Una politica così assurda è insostenibile. Inevitabilmente prevarrà il buon senso, ampiamente enfatizzato da Trump durante la sua campagna elettorale. Ma quando? A quale livello i mercati e il calo dell’attività costituiranno un deterrente sufficiente per apportare cambiamenti significativi della politica? Fino ad allora la prudenza è d’obbligo, soprattutto perché l’indebolimento del dollaro sembra difficilmente evitabile. Continuiamo a privilegiare i titoli azionari tecnologici focalizzati sull’intelligenza artificiale, ma abbiamo ridotto la nostra esposizione complessiva agli Stati Uniti, prevedendo un inevitabile deflusso di capitali dagli USA, la cui capitalizzazione di mercato rappresentava quasi il 70% del valore dei mercati azionari globali all’inizio dell’anno.
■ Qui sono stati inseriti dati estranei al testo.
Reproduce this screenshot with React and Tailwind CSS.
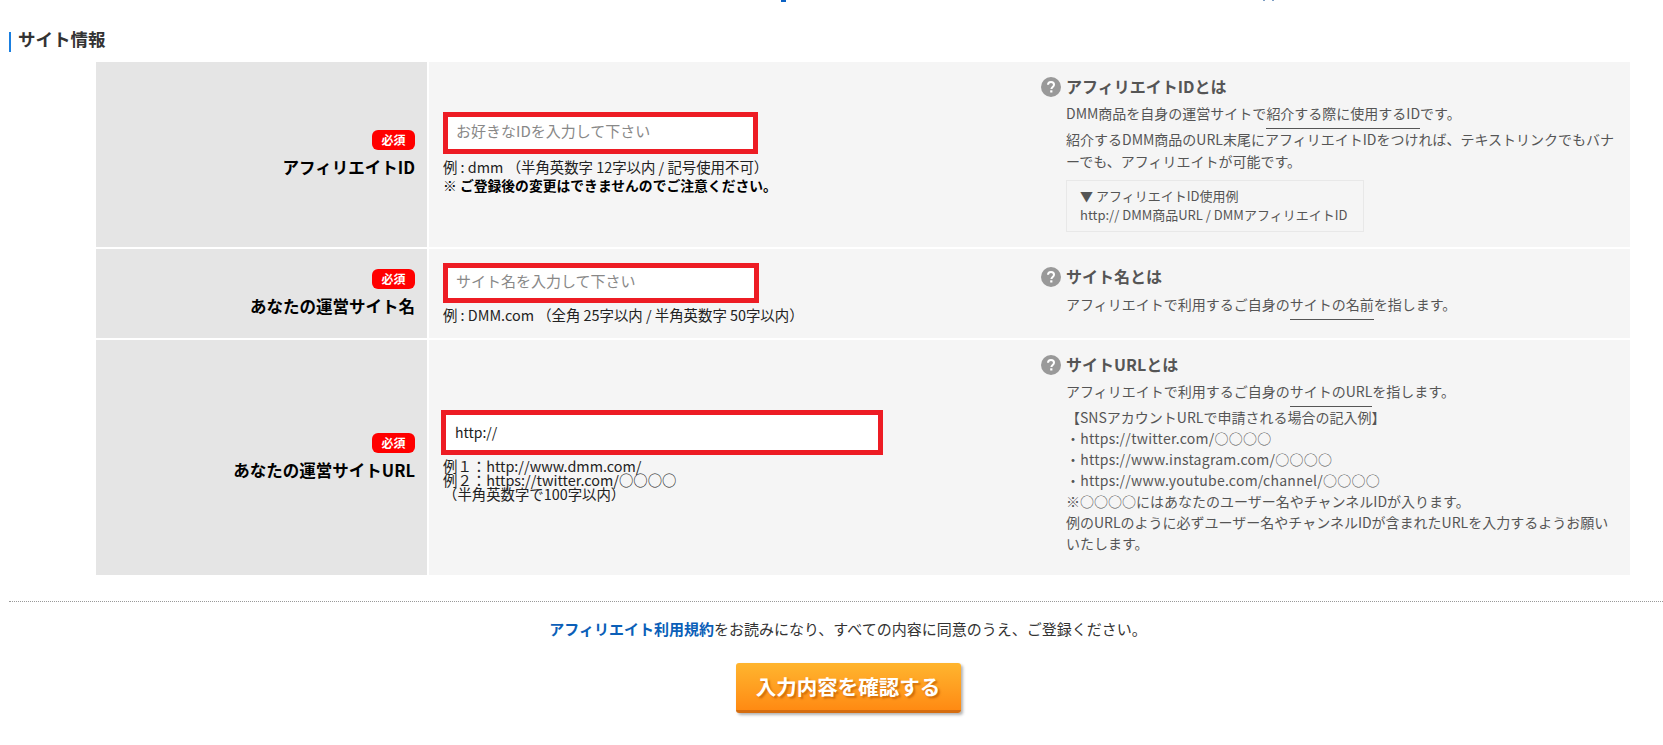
const font = "font-['Noto_Sans_CJK_JP',sans-serif]"

function Badge() {
  return (
    <span className="flex h-5 w-[43px] items-center justify-center rounded-md bg-[#ff0000] text-[12px] leading-none font-bold text-white">
      必須
    </span>
  )
}

function FieldLabel({ children }) {
  return (
    <div className="flex flex-col items-end justify-center gap-[6px] bg-[#e5e5e5] pr-3 pb-[2px]">
      <Badge />
      <div className="text-[16.5px] leading-[22px] font-bold text-black">{children}</div>
    </div>
  )
}

function HelpHead({ children }) {
  return (
    <div className="flex items-center gap-[5px] text-[16px] leading-5 font-bold text-[#555]">
      <svg width="20" height="20" viewBox="0 0 20 20" className="shrink-0">
        <circle cx="10" cy="10" r="10" fill="#999" />
        <path d="M7 7.8C7 6 8.4 5 10 5s3 1 3 2.7c0 2.2-2.6 2.3-2.6 4.3" fill="none" stroke="#fff" strokeWidth="2" />
        <rect x="9.2" y="13.3" width="2.2" height="2.2" fill="#fff" />
      </svg>
      <span className="-translate-y-px">{children}</span>
    </div>
  )
}

function Mark({ children }) {
  return <span className="border-b border-[#555] pb-[5px]">{children}</span>
}

export default function App() {
  return (
    <div className={`h-[745px] overflow-hidden bg-white ${font}`}>
      <div className="flex h-[2px] overflow-hidden pl-[781px]">
        <div className="h-[2px] w-[5px] bg-[#0b62c4]"></div>
        <div className="ml-[477px] h-px w-[2px] bg-[#7f9fc4]"></div>
        <div className="ml-[7px] h-px w-[2px] bg-[#7f9fc4]"></div>
      </div>

      {/* heading */}
      <div className="mt-[30px] ml-[9px] flex h-5 items-center border-l-2 border-[#1a7fe0] pl-[7px]">
        <span className="-translate-y-[3px] text-[17.5px] font-bold text-[#333]">サイト情報</span>
      </div>

      {/* form table */}
      <div className="mt-[10px] ml-[96px] flex w-[1534px] flex-col gap-[2px]">
        <div className="grid h-[185px] grid-cols-[331px_1fr] grid-rows-[185px] gap-[2px]">
          <FieldLabel>アフィリエイトID</FieldLabel>
          <div className="flex bg-[#f5f5f5]">
            <div className="flex w-[612px] flex-col justify-center pb-[3px] pl-[14px]">
              <input
                placeholder="お好きなIDを入力して下さい"
                className="h-[42px] w-[315px] border-[5px] border-[#ed1c24] bg-white px-2 pb-[5px] text-[15px] outline-none placeholder:text-[#888]"
              />
              <p className="mt-[3px] text-[14.4px] leading-[19px] text-[#222]">例 : dmm （半角英数字 12字以内 / 記号使用不可）</p>
              <p className="text-[13.8px] leading-[19px] font-bold text-black">※ ご登録後の変更はできませんのでご注意ください。</p>
            </div>
            <div className="w-[580px] pt-[15px] text-[#555]">
              <HelpHead>アフィリエイトIDとは</HelpHead>
              <div className="pl-[25px] text-[14px] leading-[22px]">
                <p className="mt-[5px]">DMM商品を自身の運営サイトで<Mark>紹介する際に使用するID</Mark>です。</p>
                <p className="mt-[4px]">紹介するDMM商品のURL末尾にアフィリエイトIDをつければ、テキストリンクでもバナーでも、アフィリエイトが可能です。</p>
                <div className="mt-[8px] w-[298px] border border-[#e8e8e8] px-[13px] pt-[5px] pb-[7px] text-[13px] leading-[19px] whitespace-nowrap">
                  <p>▼ アフィリエイトID使用例</p>
                  <p>http:// DMM商品URL / DMMアフィリエイトID</p>
                </div>
              </div>
            </div>
          </div>
        </div>

        <div className="grid h-[89px] grid-cols-[331px_1fr] grid-rows-[89px] gap-[2px]">
          <FieldLabel>あなたの運営サイト名</FieldLabel>
          <div className="flex bg-[#f5f5f5]">
            <div className="flex w-[612px] flex-col justify-center pl-[14px]">
              <input
                placeholder="サイト名を入力して下さい"
                className="h-10 w-[316px] border-[5px] border-[#ed1c24] bg-white px-2 pb-1 text-[15px] outline-none placeholder:text-[#888]"
              />
              <p className="mt-[2px] text-[14.4px] leading-5 text-[#222]">例 : DMM.com （全角 25字以内 / 半角英数字 50字以内）</p>
            </div>
            <div className="w-[580px] pt-[18px] text-[#555]">
              <HelpHead>サイト名とは</HelpHead>
              <div className="pl-[25px] text-[14px] leading-[22px]">
                <p className="mt-[6px]">アフィリエイトで利用するご自身の<Mark>サイトの名前</Mark>を指します。</p>
              </div>
            </div>
          </div>
        </div>

        <div className="grid h-[235px] grid-cols-[331px_1fr] grid-rows-[235px] gap-[2px]">
          <FieldLabel>あなたの運営サイトURL</FieldLabel>
          <div className="flex bg-[#f5f5f5]">
            <div className="flex w-[612px] flex-col justify-center pb-[5px] pl-[12px]">
              <input
                defaultValue="http://"
                className="h-[45px] w-[442px] border-[5px] border-[#ed1c24] bg-white px-[9px] text-[14px] text-[#222] outline-none"
              />
              <div className="mt-[4px] pl-[2px] text-[14.4px] leading-[14px] text-[#222]">
                <p>例１：http://www.dmm.com/</p>
                <p>例２：https://twitter.com/○○○○</p>
                <p>（半角英数字で100字以内）</p>
              </div>
            </div>
            <div className="w-[580px] pt-[15px] text-[#555]">
              <HelpHead>サイトURLとは</HelpHead>
              <div className="pl-[25px] text-[14px] leading-[21px]">
                <p className="mt-[6px]">アフィリエイトで利用するご自身の<Mark>サイトのURL</Mark>を指します。</p>
                <p className="mt-[5px]">【SNSアカウントURLで申請される場合の記入例】</p>
                <p className="tracking-[0.25px]">・https://twitter.com/○○○○</p>
                <p className="tracking-[0.25px]">・https://www.instagram.com/○○○○</p>
                <p className="tracking-[0.25px]">・https://www.youtube.com/channel/○○○○</p>
                <p>※○○○○にはあなたのユーザー名やチャンネルIDが入ります。</p>
                <p>例のURLのように必ずユーザー名やチャンネルIDが含まれたURLを入力するようお願いいたします。</p>
              </div>
            </div>
          </div>
        </div>
      </div>

      {/* agreement */}
      <div className="mt-[26px] ml-[9px] border-t border-dotted border-[#999]"></div>
      <div className="pl-[33px]">
        <p className="mt-[17px] text-center text-[15px] leading-[20px] text-[#333]">
          <a className="font-bold text-[#0b5fb8]">アフィリエイト利用規約</a>をお読みになり、すべての内容に同意のうえ、ご登録ください。
        </p>
        <div className="mt-6 flex justify-center">
          <button className="h-[50px] w-[225px] rounded-[3px] border-b-[3px] border-[#d56d10] bg-gradient-to-b from-[#ffb52e] to-[#ff8a12] text-[20.5px] font-bold text-white shadow-[2px_2px_3px_rgba(0,0,0,0.3)] [text-shadow:2px_2px_2px_rgba(190,90,0,0.7)]">
            入力内容を確認する
          </button>
        </div>
      </div>
    </div>
  )
}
Certamente, la sfiducia nei confronti del più grande mercato a livello globale ha conseguenze di vasta portata per il resto del mondo. Eppure, stanno emergendo alcune opportunità promettenti. L’annuncio previsto, relativo al ritiro del sostegno degli Stati Uniti alla difesa europea, ci spinge a riprendere il controllo del nostro destino. La Germania tornerà ad assumere il ruolo di propulsore della crescita europea, preparandosi ad aumentare il proprio deficit pubblico al 4%-5%, rispetto a una media dell’1,5% del prodotto interno lordo negli ultimi 75 anni. Certo, questo nuovo investimento verrà ripartito sui prossimi tre anni, ma andrà a beneficio di quei suoi partner europei che dispongono di un margine di bilancio molto più limitato. Otterranno un accesso privilegiato (senza dazi!) alla prima economia dell’Unione, il cui tasso di crescita aumenterà dal livello di stagnazione registrato negli ultimi due anni a quasi il 2%.
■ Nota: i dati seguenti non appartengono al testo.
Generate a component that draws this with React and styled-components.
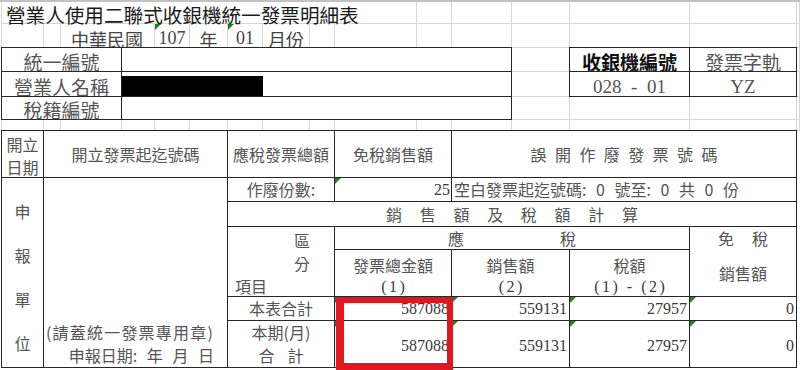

Oltre i nostri confini, le prospettive dei mercati emergenti diventano più interessanti, sostenute dalle nostre aspettative di un indebolimento del dollaro e di calo dei tassi di interesse reali indotti dal rallentamento della crescita statunitense. Privilegiamo l’America Latina, che è stata ampiamente risparmiata dalla minaccia dei dazi statunitensi e la cui evidente sottovalutazione degli asset dovrebbe essere corretta “dall’impulso di Javier Milei”. Il suo successo sta gradualmente indirizzando i paesi di questa regione verso una forma di governance più favorevole alla crescita. Tra le economie più promettenti va menzionata soprattutto l’India. Grazie a un governo stabile che favorisce gli investimenti privati, l’India è posizionata per continuare a crescere a un tasso che si avvicina al 6%, incentivando la nascita di aziende di qualità guidate da imprenditori di talento. Infine, non possiamo dimenticare la Cina, il principale beneficiario del ridimensionamento degli Stati Uniti, che sta fornendo stimoli senza precedenti alle proprie aziende tecnologiche.
Mentre il declino dell’impero statunitense è indubbiamente motivo di preoccupazione e determinerà sicuramente un percorso accidentato, l’avvento di un nuovo ordine mondiale creerà molte opportunità interessanti da cogliere.
Su questa nota positiva, colgo l’occasione per porgere i miei più cordiali saluti.